* Begin *
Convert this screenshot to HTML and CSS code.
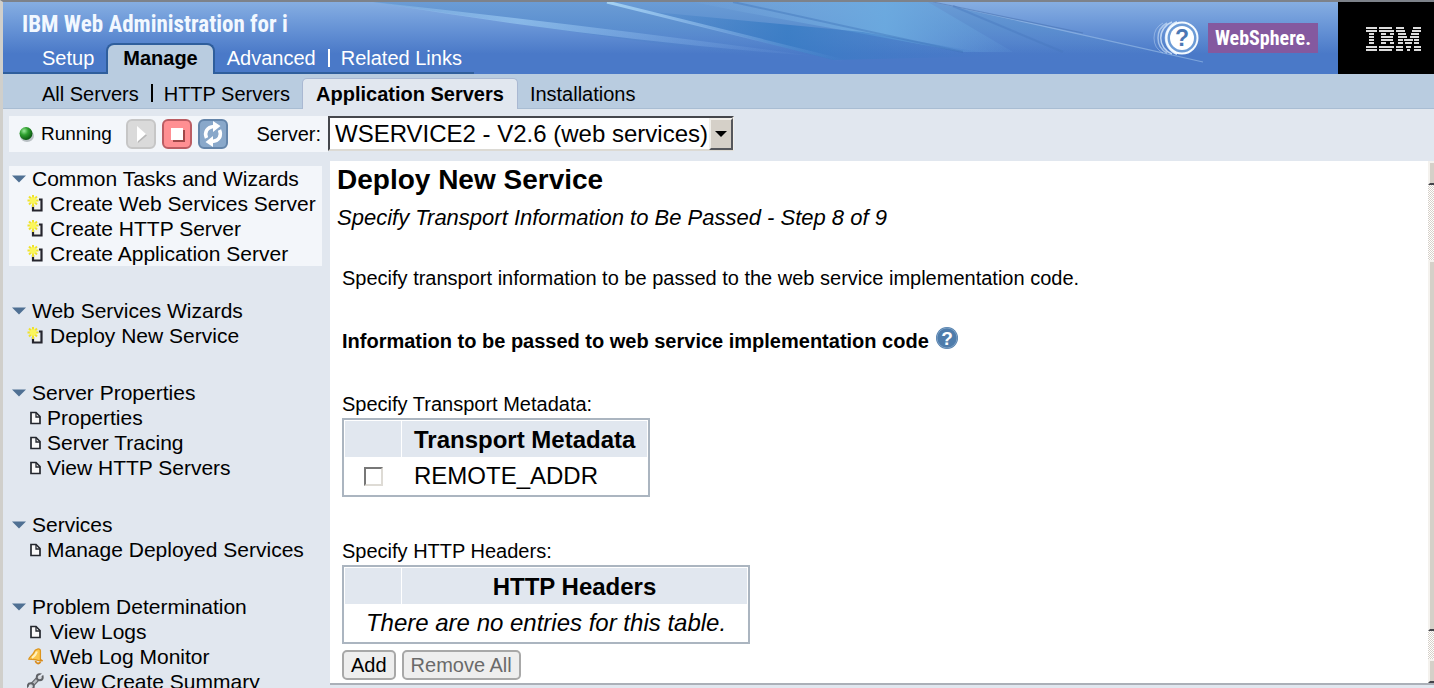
FILE: index.html
```
<!DOCTYPE html>
<html lang="en">
<head>
<meta charset="utf-8">
<title>IBM Web Administration for i</title>
<link rel="stylesheet" href="styles.css">
</head>
<body>
<svg width="0" height="0" class="defs" aria-hidden="true">
  <symbol id="i-caret" viewBox="0 0 14 8"><path d="M0 0.5h14L7 7.500z" fill="#4f7093"/></symbol>
  <symbol id="i-new" viewBox="0 0 16 17">
    <path d="M6 6h6v9H6z" fill="#f4f4ee"/>
    <path d="M11.500 4.500h2.500V15.500H5.500V10" fill="none" stroke="#25252d" stroke-width="2.200"/>
    <path d="M5.500 0v12M0 5.500h11M1.500 1.500l8 8M9.500 1.500l-8 8" stroke="#efe22c" stroke-width="2"/>
    <circle cx="5.500" cy="5.500" r="3.200" fill="#fbf65c"/>
  </symbol>
  <symbol id="i-page" viewBox="0 0 12 14"><path d="M1.500 1.500h5L10.500 5.500v7h-9z" fill="#fafafa" stroke="#24272e" stroke-width="1.700"/><path d="M6.500 1.500v4.500h4" fill="none" stroke="#24272e" stroke-width="1.300"/></symbol>
  <symbol id="i-bell" viewBox="0 0 17 19">
    <path d="M10 1.500c2-1 4 0 4 1.500L14 14.500c-4-1.500-8-2-13-2C1.500 9.500 5.500 8.500 7 4.500 7.800 2.500 8.500 2 10 1.500z" fill="#fbc64c" stroke="#dc951f" stroke-width="1.400"/>
    <path d="M10 4C9 7.500 7 9.500 4.500 11" stroke="#fff1bd" stroke-width="2.200" fill="none"/>
    <path d="M8.500 14.500c.5 3 4 4 5.500 1M13.500 13l3 1.500" stroke="#d98b1c" stroke-width="2" fill="none"/>
  </symbol>
  <symbol id="i-wrench" viewBox="0 0 18 18">
    <path d="M4.500 13.500l8.500-9" stroke="#63666b" stroke-width="5"/>
    <path d="M4.500 13.500l8.500-9" stroke="#b9bcc0" stroke-width="2.400"/>
    <circle cx="13.500" cy="4.500" r="3.200" fill="#d5d8dc" stroke="#5e6166" stroke-width="2"/><path d="M13 4l4.500-3.500" stroke="#e1e7ef" stroke-width="2"/>
    <circle cx="4" cy="14" r="3.200" fill="#d5d8dc" stroke="#5e6166" stroke-width="2"/><path d="M4 14l-3.500 3" stroke="#e1e7ef" stroke-width="2"/>
  </symbol>
</svg>

<div class="page">
  <header class="banner">
    <svg class="waves" viewBox="0 0 1431 72" preserveAspectRatio="none" aria-hidden="true">
      <defs>
        <linearGradient id="g1" x1="0" y1="0" x2="1" y2="0"><stop offset="0" stop-color="#7cacdf" stop-opacity="0.100"/><stop offset="0.600" stop-color="#6cabe0" stop-opacity="0.900"/><stop offset="1" stop-color="#6aa5de" stop-opacity="0.100"/></linearGradient>
        <linearGradient id="g2" x1="0" y1="0" x2="1" y2="0"><stop offset="0" stop-color="#3c7bc2" stop-opacity="0.100"/><stop offset="0.400" stop-color="#387cc4" stop-opacity="0.850"/><stop offset="1" stop-color="#4279c8" stop-opacity="0"/></linearGradient>
        <linearGradient id="g3" gradientUnits="userSpaceOnUse" x1="380" y1="0" x2="830" y2="0"><stop offset="0" stop-color="#9fcdf4" stop-opacity="0.300"/><stop offset="0.300" stop-color="#9fcdf4" stop-opacity="0.650"/><stop offset="1" stop-color="#7ba6e4" stop-opacity="0"/></linearGradient>
        <linearGradient id="g5" gradientUnits="userSpaceOnUse" x1="604" y1="0" x2="842" y2="0"><stop offset="0" stop-color="#a4d2f4"/><stop offset="1" stop-color="#7ba6e4" stop-opacity="0"/></linearGradient>
        <linearGradient id="g6" x1="0" y1="0" x2="0" y2="1"><stop offset="0.400" stop-color="#4f8ac8" stop-opacity="0.500"/><stop offset="1" stop-color="#4a79c8" stop-opacity="0"/></linearGradient>
      </defs>
      <path d="M370 0H930Q1060 28 1200 62H800Q600 35 370 0z" fill="url(#g6)"/>
      <path d="M690 0H925L1010 50 960 50 740 10z" fill="url(#g1)"/>
      <path d="M640 9L860 30 1000 54 830 58z" fill="url(#g2)"/>
      <path d="M730 0L960 50" stroke="#3b70b7" stroke-opacity="0.400" stroke-width="2"/>
      <path d="M370 0Q600 25 810 54Q600 38 370 0z" fill="url(#g3)"/>
      <path d="M604 0L842 59" stroke="url(#g5)" stroke-width="3"/>
      <path d="M930 0Q1060 28 1200 60" stroke="#91b6e4" stroke-width="1.200" fill="none" opacity="0.700"/>
      <path d="M930 0L1080 31" stroke="#4b75b5" stroke-width="1.200" opacity="0.600"/>
      <path d="M950 4L1060 50" stroke="#4777be" stroke-width="2" opacity="0.400"/>
    </svg>
    <div class="banner-left">
      <div class="product">IBM Web Administration for i</div>
      <nav class="tabs" aria-label="Main">
        <a href="#">Setup</a>
        <a href="#" class="current">Manage</a>
        <a href="#">Advanced</a>
        <a href="#" class="after-bar">Related Links</a>
      </nav>
    </div>
    <div class="brands">
      <svg class="rings" viewBox="0 0 50 36" role="img" aria-label="Help">
        <g fill="none" stroke="#d4e6fa"><path d="M14 3a17 17 0 0 0 0 30" opacity="0.400"/><path d="M18 3a17 17 0 0 0 0 30" opacity="0.600" stroke-width="1.500"/><path d="M23 2a17 17 0 0 0 0 32" opacity="0.800" stroke-width="1.500"/><path d="M28 2a17 17 0 0 0 0 32" stroke-width="2"/></g>
        <circle cx="33" cy="18" r="15.500" fill="#6c9bd6" stroke="#f4faff" stroke-width="2"/>
        <circle cx="33" cy="18" r="12" fill="#fff"/>
        <text x="33" y="26" text-anchor="middle" class="ring-q">?</text>
      </svg>
      <span class="websphere">WebSphere.</span>
    </div>
    <div class="ibm">
      <svg viewBox="0 0 55 24" role="img" aria-label="IBM" fill="#dcdcdc">
        <path d="M0 0h11v2H0zM0 3h11v2H0zM3 6h5v2H3zM3 9h5v2H3zM3 12h5v2H3zM3 15h5v2H3zM0 19h11v2H0zM0 22h11v2H0z"/>
        <path d="M13 0h13v2H13zM13 3h15v2H13zM15 6h5v2h-5zM24 6h4v2h-4zM15 9h12v2H15zM15 12h12v2H15zM15 15h5v2h-5zM24 15h4v2h-4zM13 19h15v2H13zM13 22h13v2H13z"/>
        <path d="M30 0h8v2h-8zM47 0h8v2h-8zM30 3h9v2h-9zM46 3h9v2h-9zM32 6h8v2h-8zM45 6h8v2h-8zM32 9h9v2h-9zM44 9h9v2h-9zM32 12h5v2h-5zM38 12h9v2h-9zM48 12h5v2h-5zM32 15h5v2h-5zM39 15h7v2h-7zM48 15h5v2h-5zM30 19h7v2h-7zM40 19h5v2h-5zM48 19h7v2h-7zM30 22h7v2h-7zM41 22h3v2h-3zM48 22h7v2h-7z"/>
      </svg>
    </div>
  </header>

  <nav class="subtabs" aria-label="Manage">
    <a href="#">All Servers</a>
    <a href="#" class="after-bar">HTTP Servers</a>
    <a href="#" class="current">Application Servers</a>
    <a href="#">Installations</a>
  </nav>

  <div class="toolbar">
    <div class="status">
      <svg class="led" viewBox="0 0 16 16" aria-hidden="true"><defs><radialGradient id="led" cx="0.350" cy="0.300" r="0.700"><stop offset="0" stop-color="#9be79a"/><stop offset="0.450" stop-color="#2fa02f"/><stop offset="1" stop-color="#0d5a12"/></radialGradient></defs><ellipse cx="9" cy="10" rx="7" ry="6" fill="#b9c0c4"/><circle cx="8" cy="7.500" r="6.500" fill="url(#led)"/></svg>
      <span class="state">Running</span>
      <button class="tool start" type="button" disabled aria-label="Start"><svg viewBox="0 0 26 26"><path d="M10 7v15l9-7.500z" fill="#b8b8b8"/><path d="M9 5v16l9-8z" fill="#fff"/></svg></button>
      <button class="tool stop" type="button" aria-label="Stop"><svg viewBox="0 0 26 26"><path d="M9 9h12v12H9z" fill="#a04848"/><path d="M7 7h12v12H7z" fill="#fff"/></svg></button>
      <button class="tool restart" type="button" aria-label="Restart"><svg viewBox="0 0 26 26"><g fill="none" stroke="#fff" stroke-width="3.500"><path d="M6.500 17C4 11 7 6 14 5.500"/><path d="M19.500 9C22 15 19 20 12 20.500"/></g><path d="M13 0l7.500 5-7.500 6zM13 26l-7.500-5 7.500-6z" fill="#fff"/></svg></button>
      <label for="server">Server:</label>
    </div>
    <div class="picker">
      <select id="server"><option>WSERVICE2 - V2.6 (web services)</option></select>
      <span class="picker-arrow" aria-hidden="true"></span>
    </div>
  </div>

  <div class="body">
    <nav class="side" aria-label="Tasks">
      <section class="group lit">
        <h2><svg class="caret"><use href="#i-caret"/></svg>Common Tasks and Wizards</h2>
        <a href="#"><svg class="ico"><use href="#i-new"/></svg>Create Web Services Server</a>
        <a href="#"><svg class="ico"><use href="#i-new"/></svg>Create HTTP Server</a>
        <a href="#"><svg class="ico"><use href="#i-new"/></svg>Create Application Server</a>
      </section>
      <section class="group">
        <h2><svg class="caret"><use href="#i-caret"/></svg>Web Services Wizards</h2>
        <a href="#"><svg class="ico"><use href="#i-new"/></svg>Deploy New Service</a>
      </section>
      <section class="group">
        <h2><svg class="caret"><use href="#i-caret"/></svg>Server Properties</h2>
        <a href="#" class="tight"><svg class="ico doc"><use href="#i-page"/></svg>Properties</a>
        <a href="#" class="tight"><svg class="ico doc"><use href="#i-page"/></svg>Server Tracing</a>
        <a href="#" class="tight"><svg class="ico doc"><use href="#i-page"/></svg>View HTTP Servers</a>
      </section>
      <section class="group">
        <h2><svg class="caret"><use href="#i-caret"/></svg>Services</h2>
        <a href="#" class="tight"><svg class="ico doc"><use href="#i-page"/></svg>Manage Deployed Services</a>
      </section>
      <section class="group">
        <h2><svg class="caret"><use href="#i-caret"/></svg>Problem Determination</h2>
        <a href="#"><svg class="ico doc"><use href="#i-page"/></svg>View Logs</a>
        <a href="#"><svg class="ico"><use href="#i-bell"/></svg>Web Log Monitor</a>
        <a href="#"><svg class="ico"><use href="#i-wrench"/></svg>View Create Summary</a>
      </section>
    </nav>

    <main class="content">
      <div class="form">
        <h1>Deploy New Service</h1>
        <p class="step">Specify Transport Information to Be Passed - Step 8 of 9</p>
        <p class="intro">Specify transport information to be passed to the web service implementation code.</p>
        <h2 class="heading">Information to be passed to web service implementation code
          <svg class="help" viewBox="0 0 24 24" role="img" aria-label="Help"><circle cx="12" cy="12" r="11" fill="#4e7cab"/><circle cx="12" cy="12" r="10" fill="none" stroke="#7da0c4" stroke-width="1"/><text x="12" y="19" text-anchor="middle" class="help-q">?</text></svg>
        </h2>
        <p class="caption" id="c1">Specify Transport Metadata:</p>
        <table class="grid meta" aria-labelledby="c1">
          <thead><tr><th class="pick"></th><th>Transport Metadata</th></tr></thead>
          <tbody><tr><td class="pick"><input type="checkbox" id="addr"></td><td><label for="addr">REMOTE_ADDR</label></td></tr></tbody>
        </table>
        <p class="caption" id="c2">Specify HTTP Headers:</p>
        <table class="grid headers" aria-labelledby="c2">
          <thead><tr><th class="pick"></th><th>HTTP Headers</th></tr></thead>
          <tbody><tr><td colspan="2" class="empty">There are no entries for this table.</td></tr></tbody>
        </table>
        <div class="actions">
          <button type="button">Add</button>
          <button type="button" disabled>Remove All</button>
        </div>
      </div>
      <div class="scrollbar" aria-hidden="true"><i class="end"></i><i class="thumb"></i><i class="end"></i></div>
    </main>
  </div>
</div>
</body>
</html>
```
FILE: styles.css
```
* { box-sizing: border-box; }
body {
  margin: 0;
  background: #e1e7ef;
  color: #000;
  font-family: "Liberation Sans", Arial, sans-serif;
  font-size: 20px;
}
a { color: inherit; text-decoration: none; }
h1, h2, p { margin: 0; }
.defs { position: absolute; }
.page {
  display: flex;
  flex-direction: column;
  height: 100vh;
  overflow: hidden;
  border-top: 2px solid #7d828a;
  border-left: 3px solid #d0cfcb;
}

/* banner */
.banner {
  position: relative;
  display: flex;
  flex: none;
  height: 72px;
  background: linear-gradient(#86aee2, #6c98d8 30%, #4a79c8 72%, #4a79c8);
}
.waves { position: absolute; inset: 0; width: 100%; height: 100%; }
.banner-left {
  position: relative;
  flex: 1;
  display: flex;
  flex-direction: column;
  justify-content: space-between;
  align-items: flex-start;
}
.product {
  padding: 8px 0 0 19px;
  color: #f2f8ff;
  font-family: "Roboto Condensed", Roboto, "Liberation Sans", sans-serif;
  font-size: 23px;
  font-weight: bold;
  line-height: 30px;
  white-space: nowrap;
}
.tabs {
  display: flex;
  color: #fff;
  line-height: 26px;
  border-bottom: 2px solid #2f5e9c;
  padding: 0 0 0 27px;
}
.tabs a { padding: 2px 12px 0; }
.tabs .current {
  margin-bottom: -2px;
  padding: 0 15px 3px;
  border: 2px solid #2f5e9c;
  border-bottom: 0;
  border-radius: 8px 8px 0 0;
  background: #b9cce0;
  color: #000;
  font-weight: bold;
}
.tabs .after-bar, .subtabs .after-bar { display: flex; align-items: flex-start; padding-left: 0; }
.after-bar::before { content: ""; width: 2px; height: 18px; margin: 4px 11px 0 0; background: currentColor; }
.brands { position: relative; display: flex; align-items: center; gap: 9px; padding-right: 20px; }
.rings { width: 50px; height: 36px; }
.ring-q { font-size: 23px; font-weight: bold; fill: #4c78b4; }
.websphere {
  padding: 0 7px;
  background: #84599f;
  color: #fff;
  font-family: "Roboto Condensed", Roboto, "Liberation Sans", sans-serif;
  font-size: 20px;
  font-weight: bold;
  line-height: 30px;
}
.ibm {
  position: relative;
  display: flex;
  align-items: center;
  padding: 2px 13px 0 28px;
  background: #000;
}
.ibm svg { width: 55px; height: 24px; }

/* second row of tabs */
.subtabs {
  display: flex;
  flex: none;
  height: 35px;
  padding: 4px 0 0 27px;
  border-bottom: 1px solid #a9bdd3;
  background: #b9cce0;
  line-height: 32px;
}
.subtabs a { height: 32px; padding: 0 12px; }
.subtabs .after-bar::before { margin-top: 6px; }
.subtabs .current {
  height: 31px;
  padding: 0 13px;
  border: 1px solid #a9b8d2;
  border-bottom: 0;
  border-radius: 5px 5px 0 0;
  background: #e1e7ef;
  font-weight: bold;
  line-height: 30px;
}

/* server status */
.toolbar { display: flex; flex: none; padding: 7px 0 9px 6px; }
.status {
  display: flex;
  align-items: center;
  width: 319px;
  height: 36px;
  padding-left: 9px;
  background: #f3f6fa;
}
.led { width: 16px; height: 16px; }
.state { width: 85px; margin-left: 7px; font-size: 19px; }
.status label { margin-left: auto; margin-right: 7px; }
.tool {
  width: 30px;
  height: 30px;
  margin-right: 6px;
  padding: 0;
  border: 2px solid;
  border-radius: 6px;
}
.tool svg { display: block; width: 26px; height: 26px; }
.start { border-color: #c6c6c6; background: #dadada; }
.stop { border-color: #bb5d63; background: #ff8f92; }
.restart { border-color: #6485aa; background: #89a8ca; }
.picker { position: relative; }
.picker select {
  appearance: none;
  display: block;
  height: 35px;
  padding: 0 24px 0 5px;
  border: 2px solid;
  border-color: #45474c #f1efea #dcdad4 #45474c;
  border-radius: 0;
  background: #fff;
  color: #000;
  font: 24px "Liberation Sans", Arial, sans-serif;
}
.picker-arrow {
  position: absolute;
  top: 2px;
  right: 1px;
  bottom: 2px;
  display: grid;
  place-items: center;
  width: 24px;
  border: 2px solid;
  border-color: #f1efea #55575c #55575c #f1efea;
  background: #d5d0c8;
  pointer-events: none;
}
.picker-arrow::before { content: ""; border: 6px solid transparent; border-top-color: #000; border-bottom: 0; }

.body { display: flex; flex: 1; min-height: 0; padding-bottom: 3px; }

/* task list */
.side { flex: none; width: 327px; height: calc(100% + 3px); padding: 5px 8px 0 6px; overflow: hidden; font-size: 21px; line-height: 25px; white-space: nowrap; }
.group { margin-bottom: 32px; }
.lit { background: #f3f6fa; }
.group h2 { display: flex; align-items: center; gap: 6px; padding-left: 3px; font-size: inherit; font-weight: normal; }
.group a { display: flex; align-items: center; gap: 6px; padding-left: 18px; }
.group .tight { gap: 3px; }
.caret { width: 14px; height: 8px; }
.ico { flex: none; width: 17px; height: 17px; }
.doc { height: 14px; }

/* wizard */
.content { display: flex; flex: 1; min-width: 0; border-bottom: 2px solid #abb0b8; background: #fff; }
.form { flex: 1; padding: 2px 12px 0; overflow: hidden; }
.form h1 { margin-left: -5px; font-size: 28px; line-height: 34px; }
.step { margin-left: -5px; padding-top: 8px; font-size: 22px; font-style: italic; line-height: 26px; }
.intro { padding-top: 34px; line-height: 26px; }
.heading { display: flex; align-items: center; gap: 6px; padding-top: 37px; font-size: 20px; line-height: 26px; }
.help { width: 24px; height: 24px; margin-top: -6px; }
.help-q { fill: #fff; font-size: 19px; font-weight: bold; }
.caption { padding-top: 37px; line-height: 27px; }
.grid + .caption { padding-top: 41px; }
.grid {
  border: 2px solid #abb5c0;
  border-spacing: 1px;
  font-size: 24px;
  line-height: 28px;
}
.grid th, .grid td { height: 36px; padding: 0 12px; text-align: left; }
.grid th { padding-top: 2px; background: #e1e7ef; }
.grid .pick { width: 56px; padding: 0; text-align: center; }
.headers { width: 408px; }
.headers th, .grid .empty { text-align: center; }
.grid .empty { font-style: italic; }
.grid input {
  appearance: none;
  display: block;
  width: 19px;
  height: 19px;
  margin: 0 auto;
  border: 2px solid;
  border-color: #777 #dedbd5 #dedbd5 #777;
  background: #fff;
}
.actions { display: flex; gap: 6px; padding-top: 6px; }
.actions button {
  height: 30px;
  padding: 0 7px;
  border: 2px solid #a8a8a8;
  border-radius: 5px;
  background: #eee;
  color: #000;
  font: 20px "Liberation Sans", Arial, sans-serif;
}
.actions button:disabled { color: #6a6a6a; }

.scrollbar {
  display: flex;
  flex-direction: column;
  width: 6px;
  background: repeating-conic-gradient(#d5d0c8 0 25%, #fff 0 50%) 0 0 / 2px 2px;
}
.scrollbar i { border: 2px solid #f4f2ee; border-right: 0; border-bottom-color: #44444a; background: #d5d0c8; }
.end { height: 24px; }
.thumb { flex: 1; margin: 75px 0 28px; }
```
* End *
▶ **Challenge**: Each line in the data that holds the string "code" should be found and copied.

▶ **Expected output**:
Convert this screenshot to HTML and CSS code.
        <p class="intro">Specify transport information to be passed to the web service implementation code.</p>
        <h2 class="heading">Information to be passed to web service implementation code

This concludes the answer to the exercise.